According to the Vanishing Voter Project conducted by the Shorenstein Center, only 36% of Americans paid close attention to the presidential race.  And who can blame them?  In an era of surface prosperity and mythical budget surpluses, free-lunch politics is the order of the day.  Both candidates made promises that will bankrupt the next generation, bribing voters with their own money and pitting one group against another while ignoring issues like trade, immigration, and foreign policy that define our collective national destiny. 

Take trade for example.  While the leaders of both parties show increasing support for a policy of trade uber alles, the Institute for Policy Studies found that a majority of voters (83%) want policymakers to consider goals--protecting workers, the environment, and American sovereignty--even if this means slowing the growth of the economy.

Politicians from both parties, the architects of NAFTA, GATT, WTO, and PNTR for China, have joined hands with their corporate benefactors and media handmaidens to impose "free trade" policies even as the U.S. racks up a $300 billion merchandise trade deficit.  While the stock market has soared to dizzying and unprecedented heights, at least until recently, our industrial base continues to erode as manufacturing jobs move overseas and factories close.  America was once an industrial juggernaut, but today manufacturing jobs comprise the smallest share of the labor force in over a century.  Even while record numbers of Americans have joined the workforce and work more hours than ever, median family income has been virtually stagnant since the early 1970's. 
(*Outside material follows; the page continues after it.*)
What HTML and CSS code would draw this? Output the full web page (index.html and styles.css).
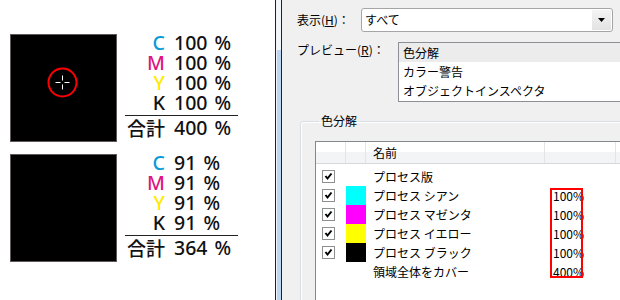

Though free trade has been a boon to many, it has not always benefited our countrymen who earn their livelihoods tilling the soil or working with their hands.  Many of the great industrial cities of the heartland that supplied the military hardware to defeat Germany and Japan have become ghost towns leaving behind fractured communities and devastated families.  Are these forgotten Americans our brethren or not, and will anyone speak for their interests?

Even more important than economics is the loss of independence and freedom of action that accompanies our thoughtless descent into the global marketplace.  The United States has become increasingly vulnerable to turbulence in global markets, not mention incompetence and corruption among our "trading partners" in places as diverse as Mexico, Russia, and Malaysia.  This has lead to numerous bailouts of Western bankers in contradiction to every principle of free-market economics that these alleged free traders believe is holy writ.

Moreover, in 1994 the United States joined a global institution, the World Trade Organization (WTO), where we have no veto.  The WTO adjudicates trade disputes and has the power to level trade sanctions against governments that violate WTO "rules," effectively invalidating American laws in the name of protecting open trade and the "rights" of foreign investors.  In short, a group of nameless bureaucrats in Switzerland can, with the stroke of a pen, overrule the elected legislators of our "democracy."  The WTO has become a playpen of a global elite, and represents a forfeiture of American sovereignty and a giveaway to transnational corporations that have no loyalty to any nation or people.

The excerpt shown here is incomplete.